Kurdi, B., Seitchik, A. E., Axt, J. R., Carroll, T. J., Karapetyan, A., Kaushik, N., . . . Banaji, M. R. (2019). Relationship between the Implicit Association Test and intergroup behavior: A meta-analysis. American Psychologist, 74, 569–586.

The Diminishing Utility of Replication Studies In Social Psychology

Dorthy Bishop writes on her blog.

“As was evident from my questions after the talk, I was less enthused by the idea of doing a large, replication of Darryl Bem’s studies on extra-sensory perception. Zoltán Kekecs and his team have put in a huge amount of work to ensure that this study meets the highest standards of rigour, and it is a model of collaborative planning, ensuring input into the research questions and design from those with very different prior beliefs. I just wondered what the point was. If you want to put in all that time, money and effort, wouldn’t it be better to investigate a hypothesis about something that doesn’t contradict the laws of physics?”

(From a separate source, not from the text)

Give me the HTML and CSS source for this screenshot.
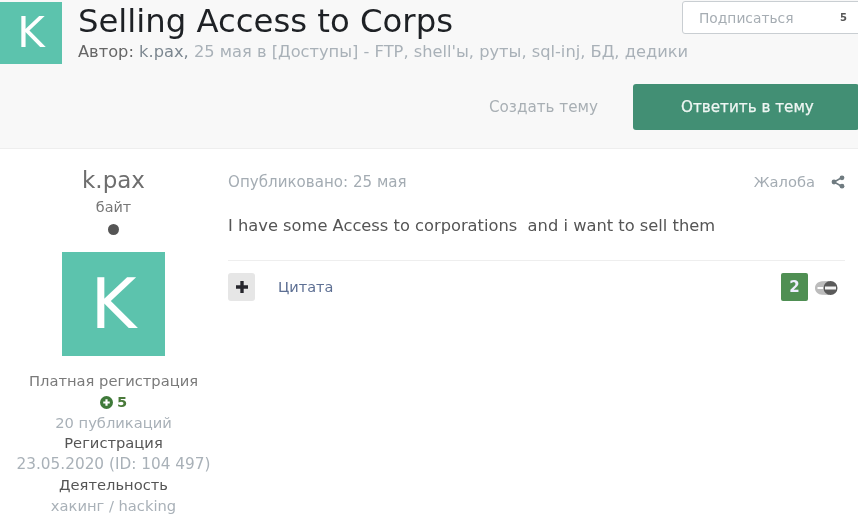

I think she makes a valid and important point. Bem’s (2011) article highlighted everything that was wrong with the research practices in social psychology. Other articles in JPSP are equally incredible, but this was ignored because naive readers found the claims more plausible (e.g., blood glucose is the energy for will power). We know now that none of these published results provide empirical evidence because the results were obtained with questionable research practices (Schimmack, 2014; Schimmack, 2018). It is also clear that these were not isolated incidents, but that hiding results that do not support a theory was (and still is) a common practice in social psychology (John et al., 2012; Schimmack, 2019).

A large attempt at estimating the replicability of social psychology revealed that only 25% of published significant results could be replicated (OSC). The rate for between-subject experiments was even lower. Thus, the a-priori probability (base rate) that a randomly drawn study from social psychology will produce a significant result in a replication attempt is well below 50%. In other words, a replication failure is the more likely outcome.

The low success rate of these replication studies was a shock. However, it is sometimes falsely implied that the low replicability of results in social psychology was not recognized earlier because nobody conducted replication studies. This is simply wrong. In fact, social psychology is one of the disciplines in psychology that required researchers to conduct multiple studies that showed the same effect to ensure that a result was not a false positive result. Bem had to present 9 studies with significant results to publish his crazy claims about extrasensory perception (Schimmack, 2012). Most of the studies that failed to replicate in the OSC replication project were taken from multiple-study articles that reported several successful demonstrations of an effect. Thus, the problem in social psychology was not that nobody conducted replication studies. The problem was that social psychologists only reported replication studies that were successful.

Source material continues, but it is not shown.